## begin
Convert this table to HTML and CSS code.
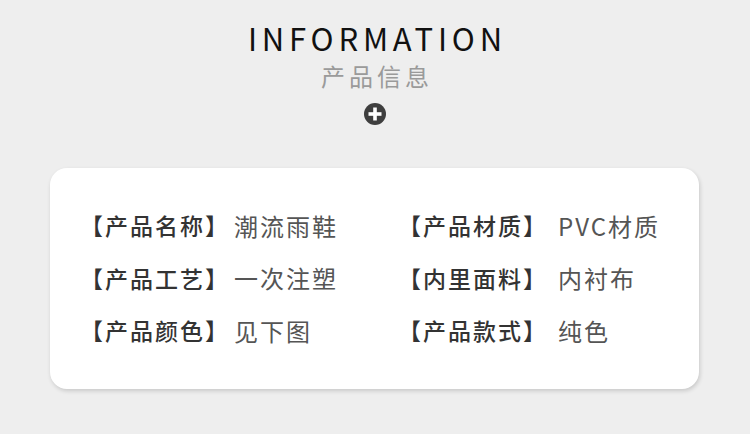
FILE: index.html
```html
<!DOCTYPE html>
<html lang="zh">
<head>
<meta charset="utf-8">
<link rel="stylesheet" href="styles.css">
</head>
<body>
<div class="page">
  <header class="head">
    <h1 class="title">INFORMATION</h1>
    <p class="subtitle">产品信息</p>
    <svg class="plus" width="22" height="22" viewBox="0 0 22 22" aria-hidden="true">
      <circle cx="11" cy="11" r="11" fill="#3e3e3e"/>
      <rect x="4.5" y="9.2" width="13" height="3.6" fill="#fff"/>
      <rect x="9.2" y="4.5" width="3.6" height="13" fill="#fff"/>
    </svg>
  </header>
  <section class="card">
    <div class="grid">
      <div class="item"><span class="label">【产品名称】</span><span class="value">潮流雨鞋</span></div>
      <div class="item"><span class="label">【产品材质】</span><span class="value">PVC材质</span></div>
      <div class="item"><span class="label">【产品工艺】</span><span class="value">一次注塑</span></div>
      <div class="item"><span class="label">【内里面料】</span><span class="value">内衬布</span></div>
      <div class="item"><span class="label">【产品颜色】</span><span class="value">见下图</span></div>
      <div class="item"><span class="label">【产品款式】</span><span class="value">纯色</span></div>
    </div>
  </section>
</div>
</body>
</html>
```

FILE: styles.css
```css
* { box-sizing: border-box; }
html, body { margin: 0; padding: 0; }
body {
  background: #eeeeee;
  font-family: "Noto Sans CJK SC", "Noto Sans", sans-serif;
  width: 750px;
  height: 434px;
  overflow: hidden;
}
.page {
  padding-top: 17px;
}
.head {
  display: flex;
  flex-direction: column;
  align-items: center;
}
.title {
  margin: 0;
  font-size: 31px;
  font-weight: 400;
  line-height: 42px;
  letter-spacing: 4.8px;
  padding-left: 4.8px;
  color: #111;
}
.subtitle {
  margin: 0;
  font-size: 24px;
  line-height: 34px;
  letter-spacing: 4px;
  padding-left: 4px;
  color: #9a9a9a;
}
.plus {
  display: block;
  margin-top: 10px;
}
.card {
  margin: 43px 0 0 50px;
  width: 649px;
  height: 221px;
  background: #fff;
  border-radius: 17px;
  box-shadow: 1px 2px 4px rgba(0,0,0,0.16);
  padding: 31px 0 0 30px;
}
.grid {
  display: grid;
  grid-template-columns: 318px 300px;
}
.item {
  display: flex;
  align-items: center;
  height: 52.5px;
  font-size: 23px;
  letter-spacing: 2px;
}
.label {
  flex: none;
  width: 154px;
  font-weight: 500;
  color: #333;
}
.item:nth-child(even) .label {
  width: 160px;
}
.value {
  color: #555;
  font-size: 24px;
  letter-spacing: 2px;
}
```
## end
■ PROBLEM ■
Write the lines above out again exactly, without any of their pictures.

■ EXERCISE ANSWER ■
Convert this table to HTML and CSS code.
FILE: index.html
```html
<!DOCTYPE html>
<html lang="zh">
<head>
<meta charset="utf-8">
<link rel="stylesheet" href="styles.css">
</head>
<body>
<div class="page">
  <header class="head">
    <h1 class="title">INFORMATION</h1>
    <p class="subtitle">产品信息</p>
    <svg class="plus" width="22" height="22" viewBox="0 0 22 22" aria-hidden="true">
      <circle cx="11" cy="11" r="11" fill="#3e3e3e"/>
      <rect x="4.5" y="9.2" width="13" height="3.6" fill="#fff"/>
      <rect x="9.2" y="4.5" width="3.6" height="13" fill="#fff"/>
    </svg>
  </header>
  <section class="card">
    <div class="grid">
      <div class="item"><span class="label">【产品名称】</span><span class="value">潮流雨鞋</span></div>
      <div class="item"><span class="label">【产品材质】</span><span class="value">PVC材质</span></div>
      <div class="item"><span class="label">【产品工艺】</span><span class="value">一次注塑</span></div>
      <div class="item"><span class="label">【内里面料】</span><span class="value">内衬布</span></div>
      <div class="item"><span class="label">【产品颜色】</span><span class="value">见下图</span></div>
      <div class="item"><span class="label">【产品款式】</span><span class="value">纯色</span></div>
    </div>
  </section>
</div>
</body>
</html>
```

FILE: styles.css
```css
* { box-sizing: border-box; }
html, body { margin: 0; padding: 0; }
body {
  background: #eeeeee;
  font-family: "Noto Sans CJK SC", "Noto Sans", sans-serif;
  width: 750px;
  height: 434px;
  overflow: hidden;
}
.page {
  padding-top: 17px;
}
.head {
  display: flex;
  flex-direction: column;
  align-items: center;
}
.title {
  margin: 0;
  font-size: 31px;
  font-weight: 400;
  line-height: 42px;
  letter-spacing: 4.8px;
  padding-left: 4.8px;
  color: #111;
}
.subtitle {
  margin: 0;
  font-size: 24px;
  line-height: 34px;
  letter-spacing: 4px;
  padding-left: 4px;
  color: #9a9a9a;
}
.plus {
  display: block;
  margin-top: 10px;
}
.card {
  margin: 43px 0 0 50px;
  width: 649px;
  height: 221px;
  background: #fff;
  border-radius: 17px;
  box-shadow: 1px 2px 4px rgba(0,0,0,0.16);
  padding: 31px 0 0 30px;
}
.grid {
  display: grid;
  grid-template-columns: 318px 300px;
}
.item {
  display: flex;
  align-items: center;
  height: 52.5px;
  font-size: 23px;
  letter-spacing: 2px;
}
.label {
  flex: none;
  width: 154px;
  font-weight: 500;
  color: #333;
}
.item:nth-child(even) .label {
  width: 160px;
}
.value {
  color: #555;
  font-size: 24px;
  letter-spacing: 2px;
}
```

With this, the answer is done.